Professor Jeremy Black considers the primary military function of castles as instruments of power and control, and their eventual decline.
In the Fall and Rise of the British Castle, five writers reflect on the continuing power of the castles, which still dominate not only large sections of the British landscape, but also large areas of our imagination.
In this first of the series, historian Professor Jeremy Black gives an overall view of the castle as an instrument of power and control, built to withstand siege warfare - a lesson which, by the eighteenth century, had been all but forgotten. At the height of the Jacobite Rebellion one Scottish lord had cause to regret having removed the iron bars from his castle windows, and weakening the walls by adding graceful wings to his residence. Would his stone residence survive the onslaught of the rebels? As Professor Black argues, he had forgotten the primary function of a castle, namely to to maintain the rule of force and government in Britain.
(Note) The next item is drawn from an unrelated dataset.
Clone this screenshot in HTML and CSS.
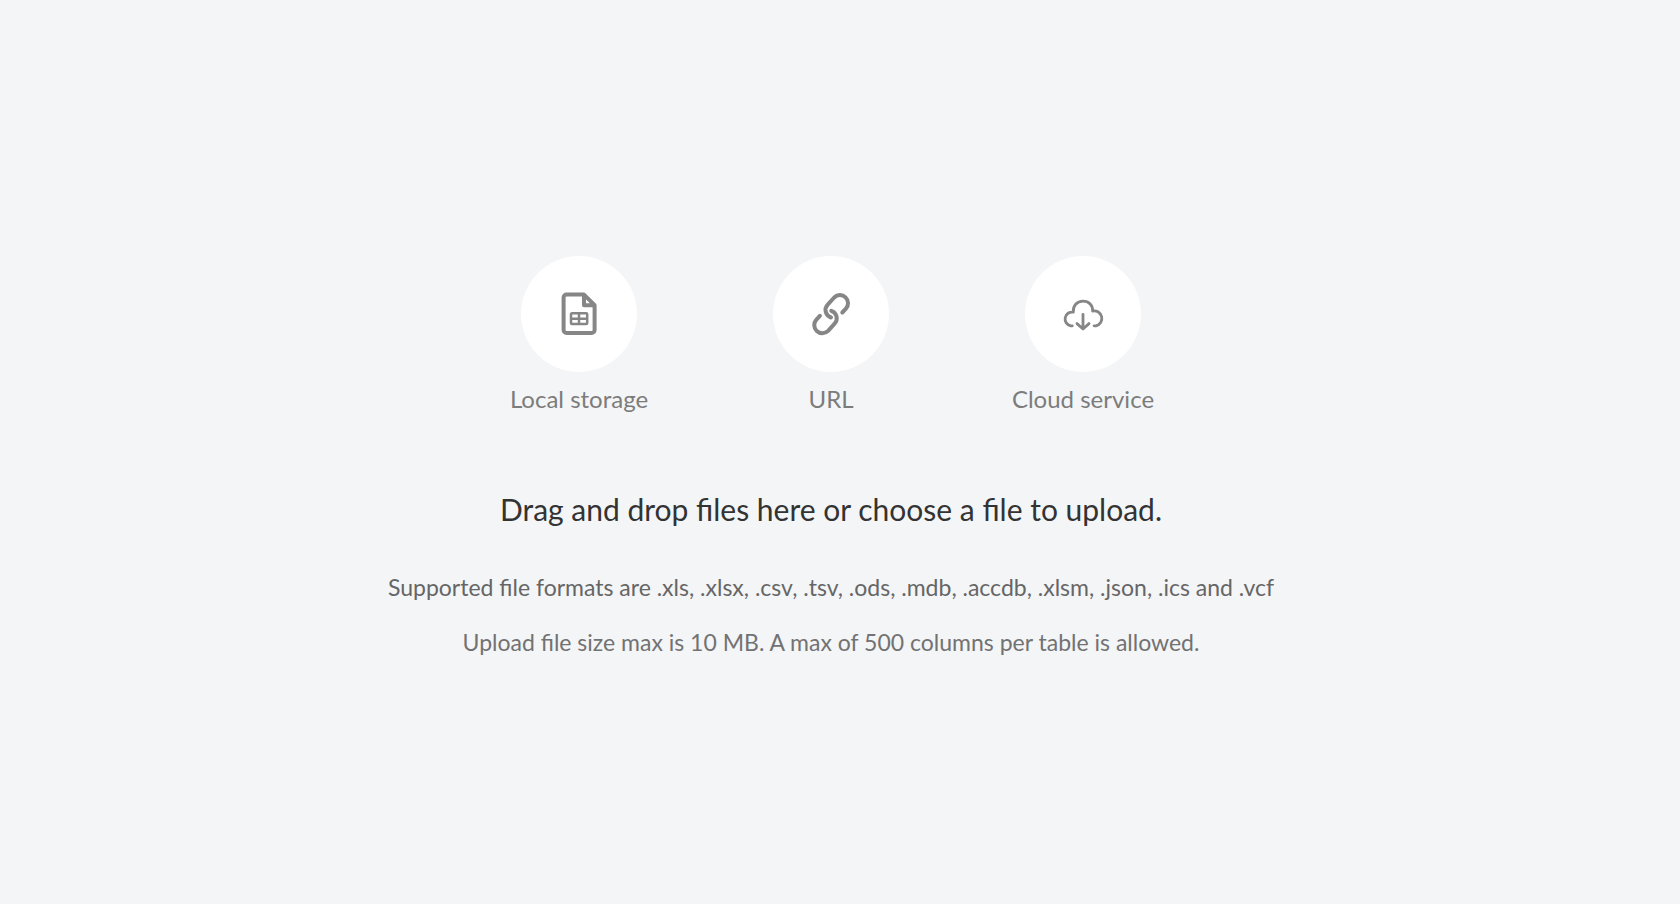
FILE: index.html
```html
<!DOCTYPE html>
<html lang="en">
<head>
<meta charset="utf-8">
<title>Upload a file</title>
<link rel="stylesheet" href="styles.css">
</head>
<body>
<main class="dropzone">
  <div class="sources">
    <button type="button" class="source">
      <span class="source-icon">
        <svg class="icon" viewBox="-30 -30 60 60" aria-hidden="true">
          <path stroke-width="4" d="M4.5 -19.4H-12.4A3 3 0 0 0 -15.4 -16.4V16A3 3 0 0 0 -12.4 19H12.6A3 3 0 0 0 15.6 16V-8.8L5 -19.4V-8.8H15.6"/>
          <path stroke-width="2.5" d="M-7 -.7H7.2A1 1 0 0 1 8.2 .3V9A1 1 0 0 1 7.2 10H-7A1 1 0 0 1 -8 9V.3A1 1 0 0 1 -7 -.7ZM0 -.7V10M-8 4.7H8.2"/>
        </svg>
      </span>
      <span class="source-label">Local storage</span>
    </button>
    <button type="button" class="source">
      <span class="source-icon">
        <svg class="icon" viewBox="-30 -30 60 60" aria-hidden="true">
          <path stroke-width="4" d="M11.3 -1.5L14.9 -5.3A8.1 8.1 0 0 0 3.2 -16.5L-3.3 -9.3A7.8 7.8 0 0 0 0 3.5"/>
          <path stroke-width="4" d="M-11.1 1.8L-14.6 5.6A8.1 8.1 0 0 0 -2.9 16.8L3.6 9.6A7.8 7.8 0 0 0 .3 -3.2"/>
        </svg>
      </span>
      <span class="source-label">URL</span>
    </button>
    <button type="button" class="source">
      <span class="source-icon">
        <svg class="icon" viewBox="-30 -30 60 60" aria-hidden="true">
          <path stroke-width="2.8" d="M-10.7 11.8H-12.3A6.8 6.8 0 0 1 -9.7 -1.8C-10.3 -8.2 -6 -12.8 0 -12.8S10 -8.6 9.6 -2.9A7.5 7.5 0 0 1 13 11.8H11.1"/>
          <path stroke-width="2.8" d="M0 .3V14.8M-6 9.6L0 15L6 9.6"/>
        </svg>
      </span>
      <span class="source-label">Cloud service</span>
    </button>
  </div>
  <h1 class="title">Drag and drop files here or choose a file to upload.</h1>
  <p class="formats">Supported file formats are .xls, .xlsx, .csv, .tsv, .ods, .mdb, .accdb, .xlsm, .json, .ics and .vcf</p>
  <p class="limits">Upload file size max is 10 MB. A max of 500 columns per table is allowed.</p>
</main>
</body>
</html>
```
FILE: styles.css
```css
* {
  box-sizing: border-box;
}

body {
  margin: 0;
  background: #f4f5f7;
  color: #666;
  font-family: Lato, "Liberation Sans", sans-serif;
  font-size: 23px;
  line-height: 32px;
}

.dropzone {
  display: flex;
  flex-direction: column;
  align-items: center;
  justify-content: center;
  min-height: 100vh;
  padding: 10px 18px 0 0;
  text-align: center;
}

.sources {
  display: grid;
  grid-template-columns: repeat(3, 252px);
}

.source {
  display: flex;
  flex-direction: column;
  align-items: center;
  gap: 11px;
  padding: 0;
  border: 0;
  background: none;
  color: #7c7c7c;
  font: inherit;
  font-size: 24px;
  cursor: pointer;
}

.source-icon {
  display: grid;
  place-items: center;
  width: 116px;
  height: 116px;
  border-radius: 50%;
  background: #fff;
}

.icon {
  width: 60px;
  height: 60px;
  fill: none;
  stroke: #868686;
  stroke-linecap: round;
  stroke-linejoin: round;
}

.title {
  margin: 74px 0 0;
  color: #333;
  font-size: 30px;
  font-weight: 400;
  line-height: 40px;
}

.formats {
  margin: 42px 0 0;
}

.limits {
  margin: 23px 0 0;
  color: #727272;
}
```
Castles, whether built of timber, or stone, or both, were intended to promote a powerful symbol of authority over society. That they came to be built throughout the British Isles was the result of a remarkable public-private partnership - although as later events would show, it was never wise for monarchs, or governments, to entrust too much power into private hands. Britain's fortifications would eventually be monopolised by the state, who by the eighteenth century set greater store by the Royal Navy than by stone walls.